Given that $\displaystyle x+\frac{1}{x}$ is a prime number.

Can $\displaystyle x^3+\frac{1}{x^3}$ also be a prime number?
• Aug 6th 2010, 02:57 PM
Bruno J.
Quote:

Originally Posted by Also sprach Zarathustra
Given that $\displaystyle x+\frac{1}{x}$ is a prime number.

Can $\displaystyle x^3+\frac{1}{x^3}$ also be a prime number?

Let $\displaystyle a=x^3+\frac{1}{x^3}$ and $\displaystyle p=x+\frac{1}{x}$.

We have $\displaystyle p^3 = a+3p$, hence $\displaystyle p | a$, hence no! (Wink)
• Aug 6th 2010, 03:19 PM
Also sprach Zarathustra
One point to Bruno J.
• Aug 6th 2010, 05:58 PM
simplependulum
except the case $\displaystyle x = 1$ (Happy)

$\displaystyle p^2 - 3$ may equal $\displaystyle 1$
• Aug 6th 2010, 07:34 PM
Soroban
Hello, Also sprach Zarathustra!

Quote:

$\displaystyle \text{Given: }\,x+\dfrac{1}{x}\,\text{ is a prime number.}$

$\displaystyle \text{Can }\:x^3+\dfrac{1}{x^3}\,\text{ also be a prime number?}$

The only case is: .$\displaystyle x = 1.$

$\displaystyle \begin{array}{cccccccc} \text{Suppose } x\ne1: & \qquad\qquad x + \dfrac{1}{x} &=& p \\ \\[-2mm] \text{Cube both sides:} & \qquad\qquad \left(x + \dfrac{1}{x}\right)^3 &=& p^3 \\ \\[-2mm] & x^3 + 3x + \dfrac{3}{x} + \dfrac{1}{x^3} &=& p^3 \\ \\[-2mm] & \left(x^3 + \dfrac{1}{x^3}\right) + 3\underbrace{\left(x + \dfrac{1}{x}\right)}_{\text{This is }p} &=& p^3 \end{array}$

. . . . . . . . . . . . . . . . . . . .$\displaystyle \begin{array}{cccccc} \left(x^3 + \dfrac{1}{x^3}\right) + 3p &=& p^3 \\ \\[-3mm] \qquad x^3 + \dfrac{1}{x^3} &=& p^3 - 3p \\ \\[-3mm] \qquad x^3 + \dfrac{1}{x^3} &=& \underbrace{p(p^2-3)}_{\text{composite}} \end{array}$

• Aug 6th 2010, 07:52 PM
Also sprach Zarathustra
Soroban you have already 2 points.
• Aug 6th 2010, 09:08 PM
melese
Quote:

Originally Posted by Bruno J.
Let $\displaystyle a=x^3+\frac{1}{x^3}$ and $\displaystyle p=x+\frac{1}{x}$.

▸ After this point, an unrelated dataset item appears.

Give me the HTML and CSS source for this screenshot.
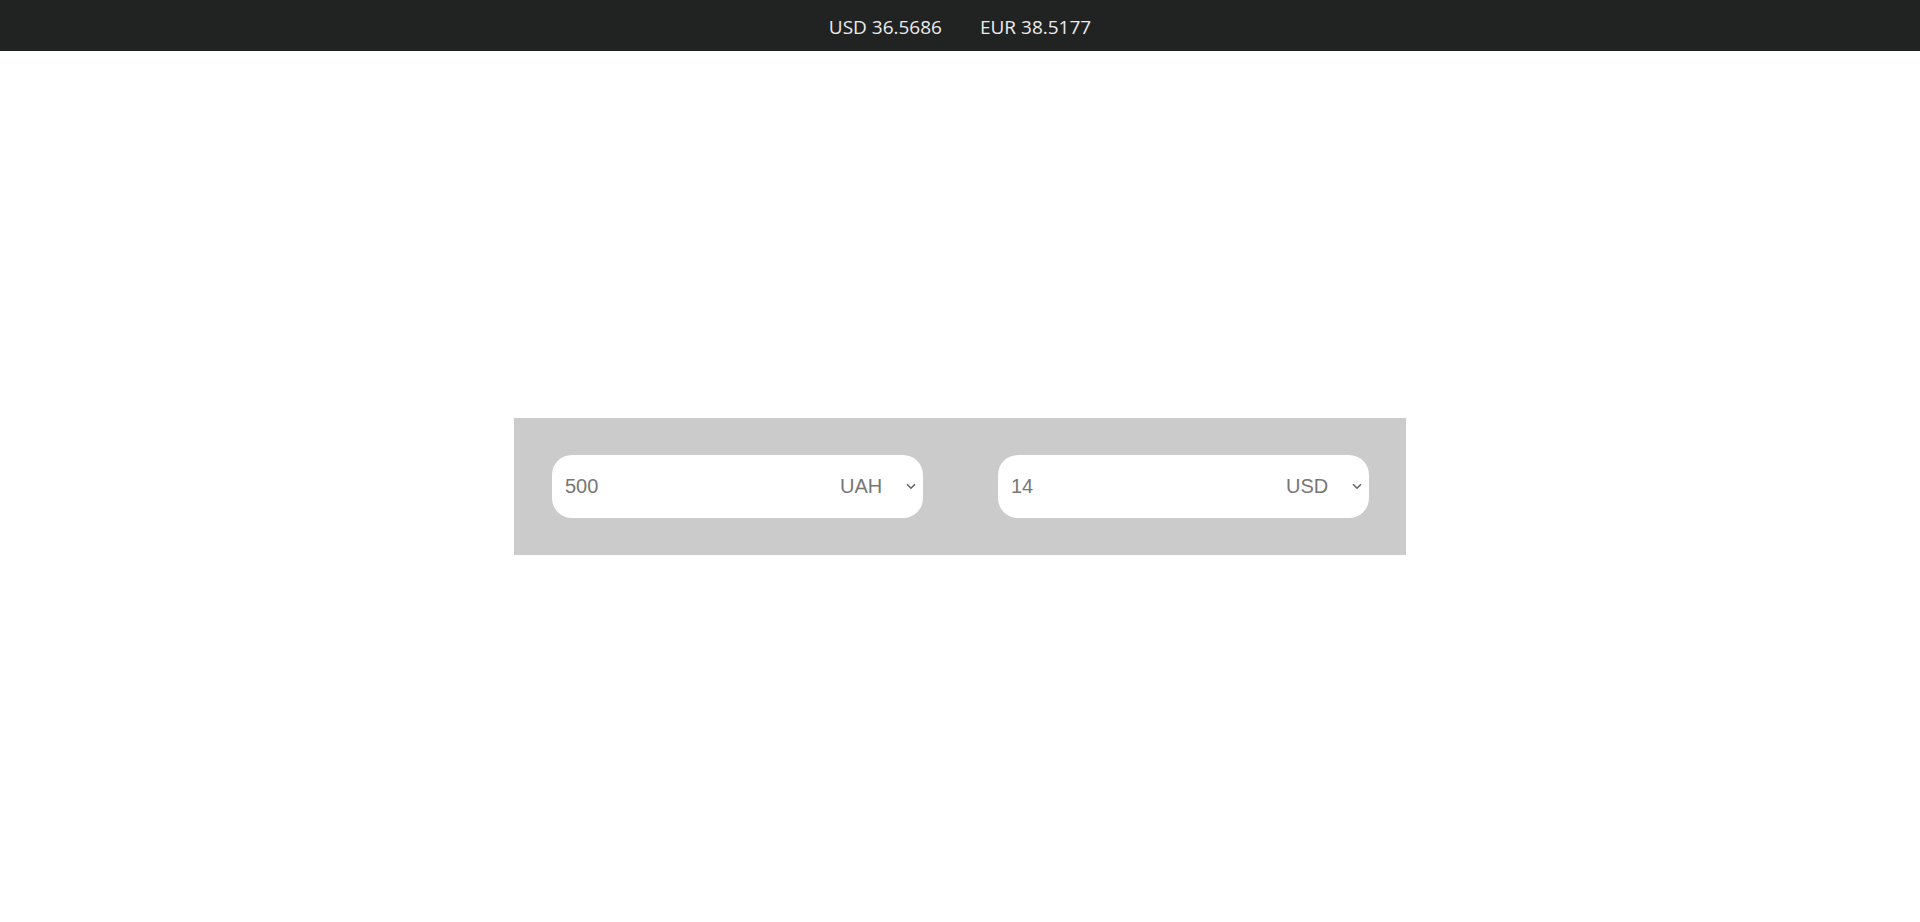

We have $\displaystyle p^3 = a+3p$, hence $\displaystyle p | a$, hence no! (Wink)

... and also $\displaystyle a>p$.
• Aug 6th 2010, 09:51 PM
Bruno J.
Quote:

Originally Posted by melese
... and also $\displaystyle a>p$.

Yeah I forgot that part, as others pointed out! :)